What to produce:
Reproduce the material below line by line, beginning with its first line and ending with the line that contains "flex h-[900px] w-[507px]"; leave out pictures.

Collected data:
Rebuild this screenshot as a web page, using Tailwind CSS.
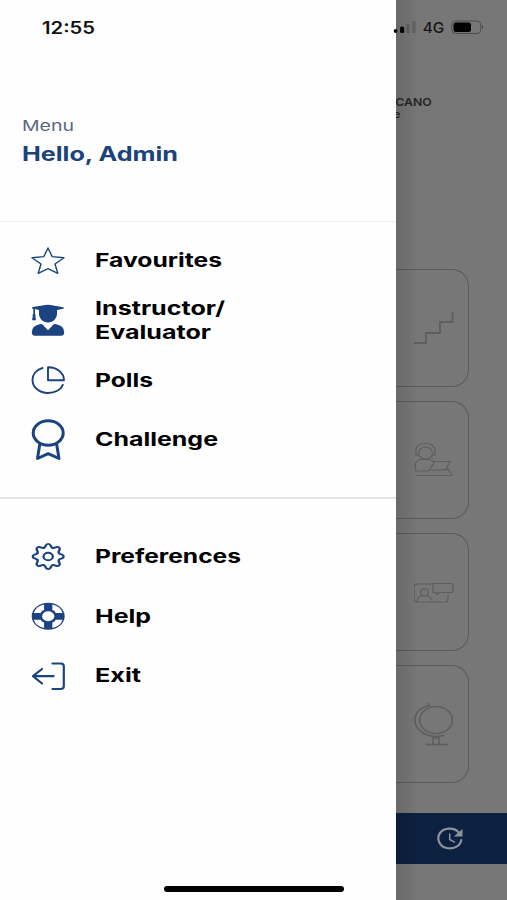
<!DOCTYPE html>
<html lang="en">
<head>
<meta charset="utf-8">
<title>Menu</title>
<script src="https://cdn.jsdelivr.net/npm/@tailwindcss/browser@4"></script>
</head>
<body class="m-0">
<div class="relative flex h-[900px] w-[507px] overflow-hidden bg-[#777777] font-['Inter',sans-serif]">

  <!-- Drawer -->
  <aside class="flex h-full w-[395.5px] shrink-0 flex-col bg-[#fefefe] text-[#1b4380]">
    <header class="flex h-[222px] flex-col border-b border-[#f0f0f0]">
      <svg class="ml-[42px] mt-[17.5px] h-5 w-[54px] overflow-visible fill-[#111111] text-[17px] font-semibold"><text x="0" y="16" textLength="53" lengthAdjust="spacingAndGlyphs">12:55</text></svg>
      <svg class="ml-[22px] mt-[77.5px] h-5 w-[54px] overflow-visible fill-[#5b6780] text-[15px]"><text x="0" y="15.5" textLength="52" lengthAdjust="spacingAndGlyphs">Menu</text></svg>
      <svg class="ml-[22px] mt-[8px] h-6 w-[158px] overflow-visible fill-[#1c427c] text-[19.5px] font-bold"><text x="0" y="18.4" textLength="156" lengthAdjust="spacingAndGlyphs">Hello, Admin</text></svg>
    </header>

    <nav class="flex h-[277px] flex-col border-b-2 border-[#e4e4e4] pt-[8px] pl-[31px]">
      <a class="flex h-[60px] items-center gap-[29.5px]">
        <svg class="h-[42px] w-[34px] shrink-0" viewBox="0 0 34 42" fill="none" stroke="currentColor" stroke-width="1.4" stroke-linejoin="round"><path d="M17 9L21.2 17.6L33 18.7L24 25L26.8 34.4L17 29.7L7.2 34.4L10 25L1 18.7L12.8 17.6Z"/></svg>
        <svg class="h-6 w-[128px] overflow-visible fill-black text-[19px] font-bold"><text x="0" y="19.3" textLength="127" lengthAdjust="spacingAndGlyphs">Favourites</text></svg>
      </a>
      <a class="flex h-[60px] items-center gap-[29.5px]">
        <svg class="h-[42px] w-[34px] shrink-0" viewBox="0 0 34 42" fill="currentColor"><path d="M1 9.4Q0 8.8 2 8L14.5 6Q17 5.6 19.5 6L32 8.2Q34 9 32 9.7L26 11V14.5C26 19.7 22 23.4 17 23.4S8 19.7 8 14.5V11L4 10.1V15Q5.1 15.8 4.4 16.9L5 21.2H1L1.8 16.9Q.9 15.8 2.3 15V9.8Z"/><path d="M8.5 25.3Q10.3 24.7 11.5 25.5L17 31.2L22.5 25.5Q23.7 24.7 25.5 25.3Q33.2 27 33.2 33.3Q33.2 36.7 30 36.7H4Q.8 36.7 .8 33.3Q.8 27 8.5 25.3Z"/></svg>
        <svg class="h-12 w-[132px] overflow-visible fill-black text-[19px] font-bold"><text x="0" y="19.3" textLength="130" lengthAdjust="spacingAndGlyphs">Instructor/</text><text x="0" y="42.5" textLength="116" lengthAdjust="spacingAndGlyphs">Evaluator</text></svg>
      </a>
      <a class="flex h-[60px] items-center gap-[29.5px]">
        <svg class="h-[42px] w-[34px] shrink-0" viewBox="0 0 34 42" fill="none" stroke="currentColor" stroke-width="1.9" stroke-linejoin="round" stroke-linecap="round"><path d="M11.5 9C5.2 10.7 1.5 15.5 1.5 21C1.5 28.5 8.5 34 17 34C24 34 30 30.7 31.8 25.8"/><path d="M17 8.3V21.3H33C33 13.7 26 8.3 17 8.3Z"/></svg>
        <svg class="h-6 w-[60px] overflow-visible fill-black text-[19px] font-bold"><text x="0" y="18.5" textLength="58" lengthAdjust="spacingAndGlyphs">Polls</text></svg>
      </a>
      <a class="flex h-[60px] items-center gap-[29.5px]">
        <svg class="h-[42px] w-[34px] shrink-0" viewBox="0 0 34 42" fill="none" stroke="currentColor" stroke-width="3" stroke-linejoin="round"><ellipse cx="17.2" cy="14" rx="15" ry="12.2"/><path d="M8.8 25L6.5 39.5L17.2 34.7L28 39.5L25.6 25"/></svg>
        <svg class="h-6 w-[124px] overflow-visible fill-black text-[19px] font-bold"><text x="0" y="18.3" textLength="123" lengthAdjust="spacingAndGlyphs">Challenge</text></svg>
      </a>
    </nav>

    <nav class="flex flex-col pt-[27px] pl-[31px]">
      <a class="flex h-[60px] items-center gap-[29.5px]">
        <svg class="h-[42px] w-[34px] shrink-0" viewBox="0 0 34 42" fill="none" stroke="currentColor" stroke-width="1.9" stroke-linecap="round"><defs><path id="tooth" d="M-3.6 -8.7C-1.5 -9.4 -2.8 -12.6 0 -12.6C2.8 -12.6 1.5 -9.4 3.6 -8.7"/></defs><g transform="translate(17.2 21.5) scale(1.22 1)"><use href="#tooth"/><use href="#tooth" transform="rotate(45)"/><use href="#tooth" transform="rotate(90)"/><use href="#tooth" transform="rotate(135)"/><use href="#tooth" transform="rotate(180)"/><use href="#tooth" transform="rotate(225)"/><use href="#tooth" transform="rotate(270)"/><use href="#tooth" transform="rotate(315)"/><circle r="3.8"/></g></svg>
        <svg class="h-6 w-[147px] overflow-visible fill-black text-[19px] font-bold"><text x="0" y="18.6" textLength="146" lengthAdjust="spacingAndGlyphs">Preferences</text></svg>
      </a>
      <a class="flex h-[60px] items-center gap-[29.5px]">
        <svg class="h-[42px] w-[34px] shrink-0" viewBox="0 0 34 42"><g transform="translate(17.2 21.3) scale(1.22 1)"><circle r="13.5" fill="currentColor"/><path d="M-3.4 -11.8V-6.2Q-5.5 -5.5 -6.2 -3.4H-11.8Q-10.2 -9.8 -3.4 -11.8ZM3.4 -11.8V-6.2Q5.5 -5.5 6.2 -3.4H11.8Q10.2 -9.8 3.4 -11.8ZM-3.4 11.8V6.2Q-5.5 5.5 -6.2 3.4H-11.8Q-10.2 9.8 -3.4 11.8ZM3.4 11.8V6.2Q5.5 5.5 6.2 3.4H11.8Q10.2 9.8 3.4 11.8Z" fill="#fefefe"/><circle r="5" fill="#fefefe"/></g></svg>
        <svg class="h-6 w-[58px] overflow-visible fill-black text-[19px] font-bold"><text x="0" y="18.5" textLength="56" lengthAdjust="spacingAndGlyphs">Help</text></svg>
      </a>
      <a class="flex h-[60px] items-center gap-[29.5px]">
        <svg class="h-[42px] w-[34px] shrink-0" viewBox="0 0 34 42" fill="none" stroke="currentColor" stroke-width="2.2" stroke-linejoin="round" stroke-linecap="round"><path d="M21.5 8.5H29.8Q32.8 8.5 32.8 11.3V31.3Q32.8 34 29.8 34H21.5M22.5 21.2H2M11 14L2 21.2L11 28.5"/></svg>
        <svg class="h-6 w-[48px] overflow-visible fill-black text-[19px] font-bold"><text x="0" y="18.3" textLength="46" lengthAdjust="spacingAndGlyphs">Exit</text></svg>
      </a>
    </nav>
  </aside>

  <!-- Dimmed page -->
  <main class="flex h-full min-w-0 flex-1 flex-col">
    <div class="h-[269px] shrink-0">
      <svg class="h-[269px] w-[111px] overflow-visible" viewBox="0 0 111 269">
        <g fill="#080808"><circle cx="-.4" cy="31" r="1.9"/><rect x="4" y="26.5" width="4.2" height="6.5" rx="1.5"/></g>
        <g fill="#626262"><rect x="10.2" y="24" width="3.5" height="9" rx="1"/><rect x="16.2" y="21" width="3.5" height="12" rx="1"/></g>
        <text class="text-[14px] font-medium" x="26.8" y="32.5" fill="#151515" textLength="21.5" lengthAdjust="spacingAndGlyphs">4G</text>
        <rect x="55.8" y="21" width="29" height="12.5" rx="4" fill="none" stroke="#4c4c4c"/><rect x="57.5" y="22.5" width="17.5" height="9.5" rx="2.5" fill="#000"/><path d="M86 25Q88.3 27 86 29.2Z" fill="#444"/>
        <svg x="0" y="90" width="60" height="40"><text class="text-[11px] font-semibold" x="-.8" y="16.3" fill="#252525" textLength="36.5" lengthAdjust="spacingAndGlyphs">CANO</text><text class="text-[10px] font-semibold" x="-3" y="28" fill="#252525" textLength="7.5" lengthAdjust="spacingAndGlyphs">e</text></svg>
      </svg>
    </div>
    <section class="flex flex-col gap-[14px] text-[#5e5e5e]">
      <div class="flex h-[118px] w-[73px] items-center justify-end rounded-r-[17px] border border-b-[1.5px] border-l-0 border-[#5b5b5b] pr-[14px]">
        <svg class="h-10 w-10" viewBox="0 0 40 40" fill="none" stroke="currentColor" stroke-width="1.8"><path d="M0 35H12V25H26V14H38.5V4"/></svg>
      </div>
      <div class="flex h-[118px] w-[73px] items-center justify-end rounded-r-[17px] border border-b-[1.5px] border-l-0 border-[#5b5b5b] pr-[14px]">
        <svg class="h-10 w-10" viewBox="0 0 40 40" fill="none" stroke="currentColor" stroke-width="1.2"><ellipse cx="11.5" cy="13" rx="7" ry="6"/><path d="M2 15V9.5C4 1.5 19 1.5 21 9.5V15M2 10.5V15H4.5M21 10.5V15H18M6 19.5H16L20.5 22L15 31H2Q-1 22 6 19.5ZM19 21.5H36L32 30H15M28 30L34 29L38 35.5H2"/></svg>
      </div>
      <div class="flex h-[118px] w-[73px] items-center justify-end rounded-r-[17px] border border-b-[1.5px] border-l-0 border-[#5b5b5b] pr-[14px]">
        <svg class="h-10 w-10" viewBox="0 0 40 40" fill="none" stroke="currentColor" stroke-width="1.2"><path d="M18 12H3Q0 12 0 15V27Q0 30 3 30H32Q34 30 34 27V22M20 11.5H37Q39 11.5 39 13.5V18.5Q39 20.5 37 20.5H25L23 22.5L22 20.5H19V13.5Q18 11.5 20 11.5ZM3 29Q4 24 9 23.5H12Q17 24 18 29"/><ellipse cx="10.5" cy="20.3" rx="4" ry="3.5"/></svg>
      </div>
      <div class="flex h-[118px] w-[73px] items-center justify-end rounded-r-[17px] border border-b-[1.5px] border-l-0 border-[#5b5b5b] pr-[14px]">
        <svg class="h-[44px] w-10" viewBox="0 0 40 44" fill="none" stroke="currentColor" stroke-width="1.6"><ellipse cx="22" cy="18" rx="16.3" ry="13.5"/><path d="M14 1L15 3.5C4 6 1 13 1 18.5C1 28 12 35 24 34.5L30 33.5M19 34.5V42M25 34.5V42M11 42.5H34M19 36H25"/></svg>
      </div>
    </section>
    <footer class="mt-[30px] flex h-[51px] w-full shrink-0 items-center justify-center bg-[#0c2040] text-[#8d939e]">
      <svg class="mr-[2px] h-[26px] w-7" viewBox="0 0 28 26" fill="none" stroke="currentColor" stroke-width="2.2"><path d="M23 6.7C18 .8 8 1.8 4 7C-.2 13 4 20.5 10.5 22C18 23.7 25 19.5 25.3 13.2"/><path d="M13.7 7.5V13.5L19 16.3" stroke-width="1.5"/><path d="M26.5 3V10.5H17.8Z" fill="currentColor" stroke="none"/></svg>
    </footer>
  </main>

  <!-- Drawer shadow and home indicator -->
  <div class="pointer-events-none absolute top-0 left-[396px] h-full w-[22px] bg-linear-to-r from-black/12 to-transparent"></div>
  <div class="absolute top-[886px] left-[164px] h-[6px] w-[180px] rounded-full bg-black"></div>
</div>
</body>
</html>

Exercise solution:
Rebuild this screenshot as a web page, using Tailwind CSS.
<!DOCTYPE html>
<html lang="en">
<head>
<meta charset="utf-8">
<title>Menu</title>
<script src="https://cdn.jsdelivr.net/npm/@tailwindcss/browser@4"></script>
</head>
<body class="m-0">
<div class="relative flex h-[900px] w-[507px] overflow-hidden bg-[#777777] font-['Inter',sans-serif]">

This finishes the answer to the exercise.